Goal of the exercise ▸
Each line containing the word "this" needs to be copied.

Code that builds pages ▸
□ □ □

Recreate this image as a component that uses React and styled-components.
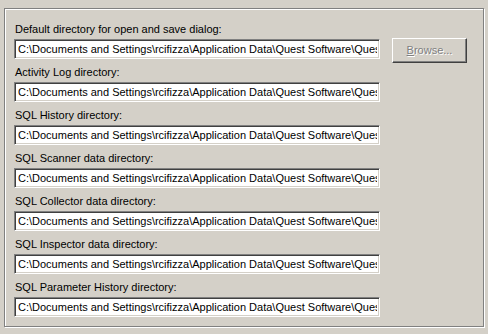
import React from "react";
import styled, { createGlobalStyle } from "styled-components";

const Global = createGlobalStyle`
  html, body { margin: 0; padding: 0; background: #d4d0c8; }
  body { width: 488px; height: 334px; overflow: hidden; font-family: "Liberation Sans", Arial, sans-serif; }
`;

const Page = styled.div`
  width: 488px;
  height: 334px;
  padding: 8px 4px 0 4px;
  box-sizing: border-box;
  background: #d4d0c8;
`;

const GroupBox = styled.div`
  width: 480px;
  height: 319px;
  box-sizing: border-box;
  border: 1px solid #808080;
  box-shadow: inset 1px 1px 0 #fff, 1px 1px 0 #fff;
  padding: 7px 0 0 9px;
`;

const Grid = styled.div`
  display: grid;
  grid-template-columns: 366px 75px;
  grid-auto-rows: auto;
  column-gap: 12px;
`;

const Label = styled.div`
  grid-column: 1;
  height: 23px;
  box-sizing: border-box;
  padding: 7px 0 0 1px;
  font-size: 11px;
  line-height: 13px;
  color: #000;
  white-space: nowrap;
`;

const Field = styled.input`
  grid-column: 1;
  width: 366px;
  height: 20px;
  box-sizing: border-box;
  margin: 0;
  padding: 0 2px 1px 3px;
  border-style: solid;
  border-width: 1px;
  border-color: #808080 #fff #fff #808080;
  box-shadow: inset 1px 1px 0 #404040, inset -1px -1px 0 #d4d0c8;
  background: #fff;
  color: #000;
  font-family: "Liberation Sans", Arial, sans-serif;
  font-size: 11px;
  outline: none;
`;

const Button = styled.button`
  grid-column: 2;
  grid-row: 2 / span 2;
  align-self: start;
  margin-top: -1px;
  width: 75px;
  height: 25px;
  box-sizing: border-box;
  padding: 0 0 1px 0;
  border-style: solid;
  border-width: 1px;
  border-color: #fff #404040 #404040 #fff;
  box-shadow: inset -1px -1px 0 #808080, inset 1px 1px 0 #d4d0c8;
  background: #d4d0c8;
  color: #808080;
  text-shadow: 1px 1px 0 #fff;
  font-family: "Liberation Sans", Arial, sans-serif;
  font-size: 11px;
  cursor: default;
`;

const Accel = styled.span`
  text-decoration: underline;
`;

const PATH =
  "C:\\Documents and Settings\\rcifizza\\Application Data\\Quest Software\\Quest Central for Oracle";

const rows = [
  "Default directory for open and save dialog:",
  "Activity Log directory:",
  "SQL History directory:",
  "SQL Scanner data directory:",
  "SQL Collector data directory:",
  "SQL Inspector data directory:",
  "SQL Parameter History directory:",
];

export default function App() {
  return (
    <Page>
      <Global />
      <GroupBox>
        <Grid>
          {rows.map((label, i) => (
            <React.Fragment key={label}>
              <Label style={{ gridRow: i * 2 + 1 }}>{label}</Label>
              <Field style={{ gridRow: i * 2 + 2 }} readOnly value={PATH} />
            </React.Fragment>
          ))}
          <Button disabled>
            <Accel>B</Accel>rowse...
          </Button>
        </Grid>
      </GroupBox>
    </Page>
  );
}
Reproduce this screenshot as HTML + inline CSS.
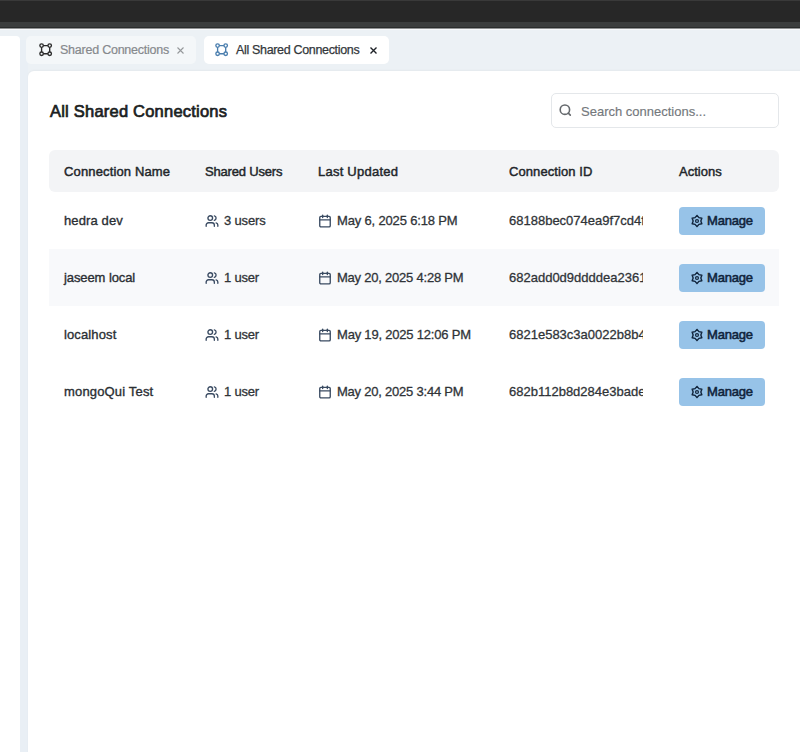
<!DOCTYPE html>
<html><head><meta charset="utf-8">
<style>
*{box-sizing:border-box;margin:0;padding:0}
html,body{width:800px;height:752px;overflow:hidden;background:#ecf1f5;font-family:"Liberation Sans",sans-serif;color:#1f2328}
.tx{position:absolute;white-space:nowrap}
.topbar{position:absolute;left:0;top:0;width:800px;height:28px;background:#272727}
.topbar .s0{position:absolute;left:0;top:0;width:800px;height:1px;background:#393939}
.topbar .strip{position:absolute;left:0;top:22px;width:800px;height:5px;background:#3b3d3d}
.topbar .line{position:absolute;left:0;top:27px;width:800px;height:1px;background:#2a2c2c}
.hm{position:absolute;left:0;top:28px;width:800px;height:1px;background:#909293}
.hl{position:absolute;left:0;top:29px;width:800px;height:1px;background:#f7f9fb}
.leftpanel{position:absolute;left:0;top:36px;width:20px;height:716px;background:#fff;border-top-right-radius:4px}
.tab{position:absolute;top:36px;height:28px;border-radius:5px}
.tab1{left:26px;width:170px;background:#f4f7f9}
.tab2{left:204px;width:185px;background:#fff}
.tab svg{display:block}
.tabt1{font-size:12.5px;color:#86898d;-webkit-text-stroke:0.2px #86898d}
.tabt2{font-size:12.5px;color:#33373b;-webkit-text-stroke:0.25px #33373b}
.card{position:absolute;left:28px;top:71px;width:780px;height:700px;background:#fff;border-top-left-radius:6px;box-shadow:0 -1px 2px rgba(0,0,0,0.035)}
.title{font-size:16.5px;color:#1b1e22;-webkit-text-stroke:0.7px #1b1e22}
.search{position:absolute;left:551px;top:93px;width:228px;height:35px;border:1px solid #e4e7ea;border-radius:5px;background:#fff}
.search svg{position:absolute;left:6.3px;top:9.3px}
.ph{font-size:13px;color:#74787c;-webkit-text-stroke:0.15px #74787c}
.thead{position:absolute;left:49px;top:150px;width:730px;height:42px;background:#f3f4f6;border-radius:6px}
.th{font-size:13px;color:#22262a;-webkit-text-stroke:0.45px #22262a}
.row{position:absolute;left:49px;width:730px;height:57px}
.row.alt{background:#f8f9fb}
.cell{font-size:13px;color:#303438;-webkit-text-stroke:0.3px #303438}
.name{font-size:13px;color:#2b2f34;-webkit-text-stroke:0.36px #2b2f34}
.ic{position:absolute;width:14px;height:14px}
.ic svg{display:block}
.btn{position:absolute;left:679px;width:86px;height:28px;background:#97c3e8;border-radius:4px}
.btn svg{position:absolute;left:10.8px;top:7px}
.bt{font-size:13px;color:#10243c;-webkit-text-stroke:0.55px #10243c}
.idc{overflow:hidden;width:134px}
</style></head><body>
<div class="topbar"><div class="s0"></div><div class="strip"></div><div class="line"></div></div>
<div class="hm"></div><div class="hl"></div>
<div class="leftpanel"></div>
<div style="position:absolute;left:20px;top:40px;width:8px;height:712px;background:#e9eff5"></div>
<div class="tab tab1"><span style="position:absolute;left:13px;top:7px"><svg width="14" height="14" viewBox="0 0 14 14" fill="none" stroke="#2a2a2a" stroke-width="1.35"><circle cx="2.6" cy="2.6" r="1.75"/><circle cx="10.7" cy="2.6" r="1.75"/><circle cx="2.6" cy="10.7" r="1.75"/><circle cx="10.7" cy="10.7" r="1.75"/><path d="M4.35 2.6H8.95M4.35 10.7H8.95M2.6 4.35V8.95M10.7 4.35V8.95"/></svg></span><svg style="position:absolute;left:151px;top:11px" width="7" height="7" viewBox="0 0 7 7" stroke="#95989b" stroke-width="1.1"><path d="M0.5 0.5L6.5 6.5M6.5 0.5L0.5 6.5"/></svg></div>
<div id="tab1t" class="tx tabt1" style="left:60px;top:43px;letter-spacing:-0.235px">Shared Connections</div>
<div class="tab tab2"><span style="position:absolute;left:11px;top:7px"><svg width="14" height="14" viewBox="0 0 14 14" fill="none" stroke="#4a7eae" stroke-width="1.35"><circle cx="2.6" cy="2.6" r="1.75"/><circle cx="10.7" cy="2.6" r="1.75"/><circle cx="2.6" cy="10.7" r="1.75"/><circle cx="10.7" cy="10.7" r="1.75"/><path d="M4.35 2.6H8.95M4.35 10.7H8.95M2.6 4.35V8.95M10.7 4.35V8.95"/></svg></span><svg style="position:absolute;left:166px;top:11px" width="7" height="7" viewBox="0 0 7 7" stroke="#1f2328" stroke-width="1.4"><path d="M0.5 0.5L6.5 6.5M6.5 0.5L0.5 6.5"/></svg></div>
<div id="tab2t" class="tx tabt2" style="left:236px;top:43px;letter-spacing:-0.333px">All Shared Connections</div>
<div class="card"></div>
<div id="title" class="tx title" style="left:50px;top:102px;letter-spacing:0.215px">All Shared Connections</div>
<div class="search"><svg width="14" height="14" viewBox="0 0 14 14" fill="none" stroke="#65696d" stroke-width="1.6" stroke-linecap="round"><circle cx="6.9" cy="6.7" r="4.7"/><path d="M10.3 10.1L12.3 12.1"/></svg></div>
<div id="ph" class="tx ph" style="left:581px;top:104px;letter-spacing:0.000px">Search connections...</div>
<div class="thead"></div>
<div id="th0" class="tx th" style="left:64px;top:164px;letter-spacing:0.143px">Connection Name</div>
<div id="th1" class="tx th" style="left:205px;top:164px;letter-spacing:-0.182px">Shared Users</div>
<div id="th2" class="tx th" style="left:318px;top:164px;letter-spacing:0.238px">Last Updated</div>
<div id="th3" class="tx th" style="left:509px;top:164px;letter-spacing:0.083px">Connection ID</div>
<div id="th4" class="tx th" style="left:679px;top:164px;letter-spacing:0.000px">Actions</div>
<div class="row" style="top:192px"></div>
<div class="row alt" style="top:249px"></div>
<div class="row" style="top:306px"></div>
<div class="row" style="top:363px"></div>
<div id="n0" class="tx name" style="left:64px;top:213px;letter-spacing:0.125px">hedra dev</div>
<div class="ic" style="left:205px;top:214px"><svg width="14" height="14" viewBox="0 0 24 24" fill="none" stroke="#3a4b62" stroke-width="2.3" stroke-linecap="round" stroke-linejoin="round"><path d="M16 21v-2a4 4 0 0 0-4-4H6a4 4 0 0 0-4 4v2"/><circle cx="9" cy="7" r="4"/><path d="M22 21v-2a4 4 0 0 0-3-3.870"/><path d="M16 3.13a4 4 0 0 1 0 7.75"/></svg></div>
<div id="u0" class="tx cell" style="left:224px;top:213px;letter-spacing:-0.167px">3 users</div>
<div class="ic" style="left:318px;top:214px"><svg width="14" height="14" viewBox="0 0 24 24" fill="none" stroke="#3a4b62" stroke-width="2.3" stroke-linecap="round" stroke-linejoin="round"><path d="M8 2v4"/><path d="M16 2v4"/><rect width="18" height="18" x="3" y="4" rx="2"/><path d="M3 10h18"/></svg></div>
<div id="d0" class="tx cell" style="left:337px;top:213px;letter-spacing:-0.167px">May 6, 2025 6:18 PM</div>
<div class="tx cell idc" style="left:509px;top:213px">68188bec074ea9f7cd4f1a2b</div>
<div class="btn" style="top:207px"><svg width="14" height="14" viewBox="0 0 14 14" fill="none" stroke="#10243c" stroke-width="1.4" stroke-linejoin="round"><path d="M7.00 1.40 L8.93 3.67 L11.85 4.20 L10.85 7.00 L11.85 9.80 L8.93 10.33 L7.00 12.60 L5.08 10.33 L2.15 9.80 L3.15 7.00 L2.15 4.20 L5.07 3.67Z"/><circle cx="7" cy="7" r="1.45" stroke-width="1.2"/></svg></div>
<div id="m0" class="tx bt" style="left:707px;top:213px;letter-spacing:-0.200px">Manage</div>
<div id="n1" class="tx name" style="left:64px;top:270px;letter-spacing:-0.091px">jaseem local</div>
<div class="ic" style="left:205px;top:271px"><svg width="14" height="14" viewBox="0 0 24 24" fill="none" stroke="#3a4b62" stroke-width="2.3" stroke-linecap="round" stroke-linejoin="round"><path d="M16 21v-2a4 4 0 0 0-4-4H6a4 4 0 0 0-4 4v2"/><circle cx="9" cy="7" r="4"/><path d="M22 21v-2a4 4 0 0 0-3-3.870"/><path d="M16 3.13a4 4 0 0 1 0 7.75"/></svg></div>
<div id="u1" class="tx cell" style="left:224px;top:270px;letter-spacing:-0.200px">1 user</div>
<div class="ic" style="left:318px;top:271px"><svg width="14" height="14" viewBox="0 0 24 24" fill="none" stroke="#3a4b62" stroke-width="2.3" stroke-linecap="round" stroke-linejoin="round"><path d="M8 2v4"/><path d="M16 2v4"/><rect width="18" height="18" x="3" y="4" rx="2"/><path d="M3 10h18"/></svg></div>
<div id="d1" class="tx cell" style="left:337px;top:270px;letter-spacing:-0.220px">May 20, 2025 4:28 PM</div>
<div class="tx cell idc" style="left:509px;top:270px">682add0d9ddddea2361c4e7f</div>
<div class="btn" style="top:264px"><svg width="14" height="14" viewBox="0 0 14 14" fill="none" stroke="#10243c" stroke-width="1.4" stroke-linejoin="round"><path d="M7.00 1.40 L8.93 3.67 L11.85 4.20 L10.85 7.00 L11.85 9.80 L8.93 10.33 L7.00 12.60 L5.08 10.33 L2.15 9.80 L3.15 7.00 L2.15 4.20 L5.07 3.67Z"/><circle cx="7" cy="7" r="1.45" stroke-width="1.2"/></svg></div>
<div id="m1" class="tx bt" style="left:707px;top:270px;letter-spacing:-0.200px">Manage</div>
<div id="n2" class="tx name" style="left:64px;top:327px;letter-spacing:0.125px">localhost</div>
<div class="ic" style="left:205px;top:328px"><svg width="14" height="14" viewBox="0 0 24 24" fill="none" stroke="#3a4b62" stroke-width="2.3" stroke-linecap="round" stroke-linejoin="round"><path d="M16 21v-2a4 4 0 0 0-4-4H6a4 4 0 0 0-4 4v2"/><circle cx="9" cy="7" r="4"/><path d="M22 21v-2a4 4 0 0 0-3-3.870"/><path d="M16 3.13a4 4 0 0 1 0 7.75"/></svg></div>
<div id="u2" class="tx cell" style="left:224px;top:327px;letter-spacing:-0.200px">1 user</div>
<div class="ic" style="left:318px;top:328px"><svg width="14" height="14" viewBox="0 0 24 24" fill="none" stroke="#3a4b62" stroke-width="2.3" stroke-linecap="round" stroke-linejoin="round"><path d="M8 2v4"/><path d="M16 2v4"/><rect width="18" height="18" x="3" y="4" rx="2"/><path d="M3 10h18"/></svg></div>
<div id="d2" class="tx cell" style="left:337px;top:327px;letter-spacing:-0.200px">May 19, 2025 12:06 PM</div>
<div class="tx cell idc" style="left:509px;top:327px">6821e583c3a0022b8b4d9e10</div>
<div class="btn" style="top:321px"><svg width="14" height="14" viewBox="0 0 14 14" fill="none" stroke="#10243c" stroke-width="1.4" stroke-linejoin="round"><path d="M7.00 1.40 L8.93 3.67 L11.85 4.20 L10.85 7.00 L11.85 9.80 L8.93 10.33 L7.00 12.60 L5.08 10.33 L2.15 9.80 L3.15 7.00 L2.15 4.20 L5.07 3.67Z"/><circle cx="7" cy="7" r="1.45" stroke-width="1.2"/></svg></div>
<div id="m2" class="tx bt" style="left:707px;top:327px;letter-spacing:-0.200px">Manage</div>
<div id="n3" class="tx name" style="left:64px;top:384px;letter-spacing:0.167px">mongoQui Test</div>
<div class="ic" style="left:205px;top:385px"><svg width="14" height="14" viewBox="0 0 24 24" fill="none" stroke="#3a4b62" stroke-width="2.3" stroke-linecap="round" stroke-linejoin="round"><path d="M16 21v-2a4 4 0 0 0-4-4H6a4 4 0 0 0-4 4v2"/><circle cx="9" cy="7" r="4"/><path d="M22 21v-2a4 4 0 0 0-3-3.870"/><path d="M16 3.13a4 4 0 0 1 0 7.75"/></svg></div>
<div id="u3" class="tx cell" style="left:224px;top:384px;letter-spacing:-0.200px">1 user</div>
<div class="ic" style="left:318px;top:385px"><svg width="14" height="14" viewBox="0 0 24 24" fill="none" stroke="#3a4b62" stroke-width="2.3" stroke-linecap="round" stroke-linejoin="round"><path d="M8 2v4"/><path d="M16 2v4"/><rect width="18" height="18" x="3" y="4" rx="2"/><path d="M3 10h18"/></svg></div>
<div id="d3" class="tx cell" style="left:337px;top:384px;letter-spacing:-0.220px">May 20, 2025 3:44 PM</div>
<div class="tx cell idc" style="left:509px;top:384px">682b112b8d284e3bade5c3a1</div>
<div class="btn" style="top:378px"><svg width="14" height="14" viewBox="0 0 14 14" fill="none" stroke="#10243c" stroke-width="1.4" stroke-linejoin="round"><path d="M7.00 1.40 L8.93 3.67 L11.85 4.20 L10.85 7.00 L11.85 9.80 L8.93 10.33 L7.00 12.60 L5.08 10.33 L2.15 9.80 L3.15 7.00 L2.15 4.20 L5.07 3.67Z"/><circle cx="7" cy="7" r="1.45" stroke-width="1.2"/></svg></div>
<div id="m3" class="tx bt" style="left:707px;top:384px;letter-spacing:-0.200px">Manage</div>
</body></html>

□ □ □

Response below ▸
Recreate this image as a component that uses React and styled-components.
Reproduce this screenshot as HTML + inline CSS.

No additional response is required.